Source data
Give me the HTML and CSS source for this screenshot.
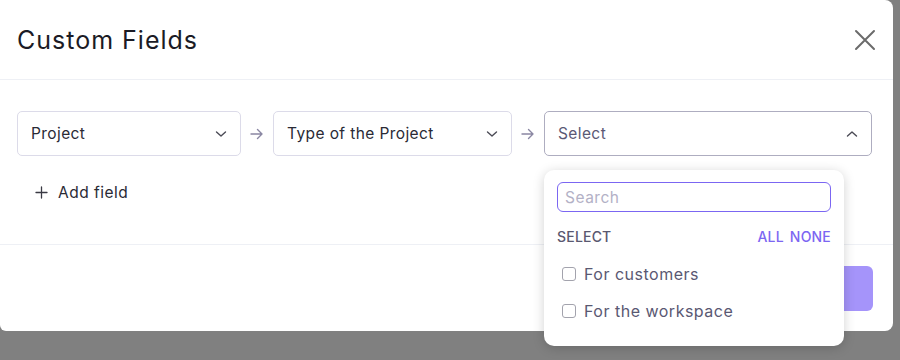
FILE: index.html
```html
<!DOCTYPE html>
<html lang="en">
<head>
    <meta charset="UTF-8">
    <meta name="viewport" content="width=device-width, initial-scale=1.0">
    <title>Custom Fields</title>
    <link rel="stylesheet" href="styles.css">
</head>
<body>
    <div class="modal">
        <div class="modal-header">
            <h1 class="modal-title">Custom Fields</h1>
            <button class="close-button" aria-label="Close">
                <svg width="22" height="22" viewBox="0 0 22 22" fill="none" stroke="#6b6b6b" stroke-width="2" stroke-linecap="round">
                    <path d="M2 2 L20 20 M20 2 L2 20"/>
                </svg>
            </button>
        </div>

        <div class="modal-body">
            <div class="field-row">
                <div class="select select-project">
                    <span class="select-value">Project</span>
                    <svg class="chevron" width="12" height="8" viewBox="0 0 12 8" fill="none" stroke="#4a4a55" stroke-width="1.4" stroke-linecap="round" stroke-linejoin="round"><path d="M1.5 2 L6 6 L10.5 2"/></svg>
                </div>
                <div class="arrow">
                    <svg width="14" height="12" viewBox="0 0 14 12" fill="none" stroke="#8a87a3" stroke-width="1.4" stroke-linecap="round" stroke-linejoin="round"><path d="M1 6 H12 M7.5 1.5 L12 6 L7.5 10.5"/></svg>
                </div>
                <div class="select select-type">
                    <span class="select-value">Type of the Project</span>
                    <svg class="chevron" width="12" height="8" viewBox="0 0 12 8" fill="none" stroke="#4a4a55" stroke-width="1.4" stroke-linecap="round" stroke-linejoin="round"><path d="M1.5 2 L6 6 L10.5 2"/></svg>
                </div>
                <div class="arrow">
                    <svg width="14" height="12" viewBox="0 0 14 12" fill="none" stroke="#8a87a3" stroke-width="1.4" stroke-linecap="round" stroke-linejoin="round"><path d="M1 6 H12 M7.5 1.5 L12 6 L7.5 10.5"/></svg>
                </div>
                <div class="select select-open">
                    <span class="select-placeholder">Select</span>
                    <svg class="chevron" width="12" height="8" viewBox="0 0 12 8" fill="none" stroke="#4a4a55" stroke-width="1.4" stroke-linecap="round" stroke-linejoin="round"><path d="M1.5 6 L6 2 L10.5 6"/></svg>
                </div>
            </div>

            <button class="add-field">
                <svg width="13" height="13" viewBox="0 0 13 13" fill="none" stroke="#3a3a44" stroke-width="1.3" stroke-linecap="round"><path d="M6.5 1 V12 M1 6.5 H12"/></svg>
                <span>Add field</span>
            </button>
        </div>

        <div class="modal-footer">
            <button class="save-button">Save</button>
        </div>
    </div>

    <!-- Open dropdown of the third select -->
    <div class="dropdown">
        <input type="text" class="dropdown-search" placeholder="Search">
        <div class="dropdown-actions">
            <span class="actions-label">SELECT</span>
            <span class="actions-links"><a>ALL</a><a>NONE</a></span>
        </div>
        <label class="option"><input type="checkbox"><span>For customers</span></label>
        <label class="option"><input type="checkbox"><span>For the workspace</span></label>
    </div>
</body>
</html>
```

FILE: styles.css
```css
body {
    margin: 0;
    background-color: #808080;
    font-family: Inter, "Noto Sans", sans-serif;
    width: 900px;
    height: 360px;
    position: relative;
    overflow: hidden;
}

.modal {
    width: 893px;
    height: 331px;
    background-color: #fff;
    border-radius: 0 8px 8px 6px;
    display: flex;
    flex-direction: column;
}

.modal-header {
    height: 80px;
    box-sizing: border-box;
    padding: 0 17px 0 17px;
    display: flex;
    align-items: center;
    justify-content: space-between;
    border-bottom: 1px solid #eef0f5;
}

.modal-title {
    margin: 0;
    font-size: 25px;
    font-weight: 400;
    color: #1b1b25;
    letter-spacing: 1px;
}

.close-button {
    border: none;
    background: none;
    padding: 0;
    display: flex;
    cursor: pointer;
}

.modal-body {
    height: 164px;
    box-sizing: border-box;
    padding: 31px 21px 0 17px;
}

.field-row {
    display: flex;
    align-items: center;
}

.select {
    height: 45px;
    box-sizing: border-box;
    border: 1px solid #dcdbe9;
    border-radius: 5px;
    display: flex;
    align-items: center;
    justify-content: space-between;
    padding: 0 13px 0 13px;
    font-size: 15.5px;
    letter-spacing: 0.4px;
    color: #2a2a35;
}

.select-project {
    width: 224px;
}

.select-type {
    width: 239px;
}

.select-open {
    width: 328px;
    border-color: #aeadc0;
}

.select-placeholder {
    color: #5b5975;
}

.arrow {
    width: 32px;
    display: flex;
    justify-content: center;
    align-items: center;
}

.add-field {
    margin-top: 27px;
    margin-left: 18px;
    border: none;
    background: none;
    padding: 0;
    display: flex;
    align-items: center;
    gap: 10px;
    font-family: inherit;
    font-size: 15.5px;
    letter-spacing: 0.5px;
    color: #2a2a35;
    cursor: pointer;
}

.modal-footer {
    flex: 1;
    border-top: 1px solid #eef0f5;
    display: flex;
    justify-content: flex-end;
    align-items: center;
    padding: 0 20px;
}

.save-button {
    width: 100px;
    height: 45px;
    border: none;
    border-radius: 6px;
    background-color: #a594fa;
    color: #fff;
    font-family: inherit;
    font-size: 15px;
}

/* Dropdown list */
.dropdown {
    position: absolute;
    left: 544px;
    top: 170px;
    width: 300px;
    height: 176px;
    box-sizing: border-box;
    padding: 12px 13px;
    background-color: #fff;
    border-radius: 10px;
    box-shadow: 0 2px 12px rgba(0, 0, 0, 0.18);
}

.dropdown-search {
    width: 100%;
    height: 30px;
    box-sizing: border-box;
    border: 1px solid #7b66f2;
    border-radius: 6px;
    padding: 0 7px;
    font-family: inherit;
    font-size: 15.5px;
    letter-spacing: 0.5px;
    outline: none;
}

.dropdown-search::placeholder {
    color: #b3b1c6;
}

.dropdown-actions {
    display: flex;
    justify-content: space-between;
    margin-top: 16px;
    font-size: 14px;
    font-weight: 500;
    letter-spacing: 0.2px;
}

.actions-label {
    color: #5a5870;
}

.actions-links {
    display: flex;
    gap: 6px;
    color: #7c66f2;
}

.option {
    display: flex;
    align-items: center;
    gap: 8px;
    margin-top: 19px;
    margin-left: 5px;
    font-size: 16px;
    letter-spacing: 0.5px;
    color: #5a5872;
}

.option + .option {
    margin-top: 17px;
}

.option input {
    appearance: none;
    width: 14px;
    height: 14px;
    margin: 0;
    border: 1px solid #a3a3ad;
    border-radius: 3px;
}
```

Work to be completed
Repeat the material above in full and exactly, omitting the pictures.

Solution for this exercise
Give me the HTML and CSS source for this screenshot.
FILE: index.html
```html
<!DOCTYPE html>
<html lang="en">
<head>
    <meta charset="UTF-8">
    <meta name="viewport" content="width=device-width, initial-scale=1.0">
    <title>Custom Fields</title>
    <link rel="stylesheet" href="styles.css">
</head>
<body>
    <div class="modal">
        <div class="modal-header">
            <h1 class="modal-title">Custom Fields</h1>
            <button class="close-button" aria-label="Close">
                <svg width="22" height="22" viewBox="0 0 22 22" fill="none" stroke="#6b6b6b" stroke-width="2" stroke-linecap="round">
                    <path d="M2 2 L20 20 M20 2 L2 20"/>
                </svg>
            </button>
        </div>

        <div class="modal-body">
            <div class="field-row">
                <div class="select select-project">
                    <span class="select-value">Project</span>
                    <svg class="chevron" width="12" height="8" viewBox="0 0 12 8" fill="none" stroke="#4a4a55" stroke-width="1.4" stroke-linecap="round" stroke-linejoin="round"><path d="M1.5 2 L6 6 L10.5 2"/></svg>
                </div>
                <div class="arrow">
                    <svg width="14" height="12" viewBox="0 0 14 12" fill="none" stroke="#8a87a3" stroke-width="1.4" stroke-linecap="round" stroke-linejoin="round"><path d="M1 6 H12 M7.5 1.5 L12 6 L7.5 10.5"/></svg>
                </div>
                <div class="select select-type">
                    <span class="select-value">Type of the Project</span>
                    <svg class="chevron" width="12" height="8" viewBox="0 0 12 8" fill="none" stroke="#4a4a55" stroke-width="1.4" stroke-linecap="round" stroke-linejoin="round"><path d="M1.5 2 L6 6 L10.5 2"/></svg>
                </div>
                <div class="arrow">
                    <svg width="14" height="12" viewBox="0 0 14 12" fill="none" stroke="#8a87a3" stroke-width="1.4" stroke-linecap="round" stroke-linejoin="round"><path d="M1 6 H12 M7.5 1.5 L12 6 L7.5 10.5"/></svg>
                </div>
                <div class="select select-open">
                    <span class="select-placeholder">Select</span>
                    <svg class="chevron" width="12" height="8" viewBox="0 0 12 8" fill="none" stroke="#4a4a55" stroke-width="1.4" stroke-linecap="round" stroke-linejoin="round"><path d="M1.5 6 L6 2 L10.5 6"/></svg>
                </div>
            </div>

            <button class="add-field">
                <svg width="13" height="13" viewBox="0 0 13 13" fill="none" stroke="#3a3a44" stroke-width="1.3" stroke-linecap="round"><path d="M6.5 1 V12 M1 6.5 H12"/></svg>
                <span>Add field</span>
            </button>
        </div>

        <div class="modal-footer">
            <button class="save-button">Save</button>
        </div>
    </div>

    <!-- Open dropdown of the third select -->
    <div class="dropdown">
        <input type="text" class="dropdown-search" placeholder="Search">
        <div class="dropdown-actions">
            <span class="actions-label">SELECT</span>
            <span class="actions-links"><a>ALL</a><a>NONE</a></span>
        </div>
        <label class="option"><input type="checkbox"><span>For customers</span></label>
        <label class="option"><input type="checkbox"><span>For the workspace</span></label>
    </div>
</body>
</html>
```

FILE: styles.css
```css
body {
    margin: 0;
    background-color: #808080;
    font-family: Inter, "Noto Sans", sans-serif;
    width: 900px;
    height: 360px;
    position: relative;
    overflow: hidden;
}

.modal {
    width: 893px;
    height: 331px;
    background-color: #fff;
    border-radius: 0 8px 8px 6px;
    display: flex;
    flex-direction: column;
}

.modal-header {
    height: 80px;
    box-sizing: border-box;
    padding: 0 17px 0 17px;
    display: flex;
    align-items: center;
    justify-content: space-between;
    border-bottom: 1px solid #eef0f5;
}

.modal-title {
    margin: 0;
    font-size: 25px;
    font-weight: 400;
    color: #1b1b25;
    letter-spacing: 1px;
}

.close-button {
    border: none;
    background: none;
    padding: 0;
    display: flex;
    cursor: pointer;
}

.modal-body {
    height: 164px;
    box-sizing: border-box;
    padding: 31px 21px 0 17px;
}

.field-row {
    display: flex;
    align-items: center;
}

.select {
    height: 45px;
    box-sizing: border-box;
    border: 1px solid #dcdbe9;
    border-radius: 5px;
    display: flex;
    align-items: center;
    justify-content: space-between;
    padding: 0 13px 0 13px;
    font-size: 15.5px;
    letter-spacing: 0.4px;
    color: #2a2a35;
}

.select-project {
    width: 224px;
}

.select-type {
    width: 239px;
}

.select-open {
    width: 328px;
    border-color: #aeadc0;
}

.select-placeholder {
    color: #5b5975;
}

.arrow {
    width: 32px;
    display: flex;
    justify-content: center;
    align-items: center;
}

.add-field {
    margin-top: 27px;
    margin-left: 18px;
    border: none;
    background: none;
    padding: 0;
    display: flex;
    align-items: center;
    gap: 10px;
    font-family: inherit;
    font-size: 15.5px;
    letter-spacing: 0.5px;
    color: #2a2a35;
    cursor: pointer;
}

.modal-footer {
    flex: 1;
    border-top: 1px solid #eef0f5;
    display: flex;
    justify-content: flex-end;
    align-items: center;
    padding: 0 20px;
}

.save-button {
    width: 100px;
    height: 45px;
    border: none;
    border-radius: 6px;
    background-color: #a594fa;
    color: #fff;
    font-family: inherit;
    font-size: 15px;
}

/* Dropdown list */
.dropdown {
    position: absolute;
    left: 544px;
    top: 170px;
    width: 300px;
    height: 176px;
    box-sizing: border-box;
    padding: 12px 13px;
    background-color: #fff;
    border-radius: 10px;
    box-shadow: 0 2px 12px rgba(0, 0, 0, 0.18);
}

.dropdown-search {
    width: 100%;
    height: 30px;
    box-sizing: border-box;
    border: 1px solid #7b66f2;
    border-radius: 6px;
    padding: 0 7px;
    font-family: inherit;
    font-size: 15.5px;
    letter-spacing: 0.5px;
    outline: none;
}

.dropdown-search::placeholder {
    color: #b3b1c6;
}

.dropdown-actions {
    display: flex;
    justify-content: space-between;
    margin-top: 16px;
    font-size: 14px;
    font-weight: 500;
    letter-spacing: 0.2px;
}

.actions-label {
    color: #5a5870;
}

.actions-links {
    display: flex;
    gap: 6px;
    color: #7c66f2;
}

.option {
    display: flex;
    align-items: center;
    gap: 8px;
    margin-top: 19px;
    margin-left: 5px;
    font-size: 16px;
    letter-spacing: 0.5px;
    color: #5a5872;
}

.option + .option {
    margin-top: 17px;
}

.option input {
    appearance: none;
    width: 14px;
    height: 14px;
    margin: 0;
    border: 1px solid #a3a3ad;
    border-radius: 3px;
}
```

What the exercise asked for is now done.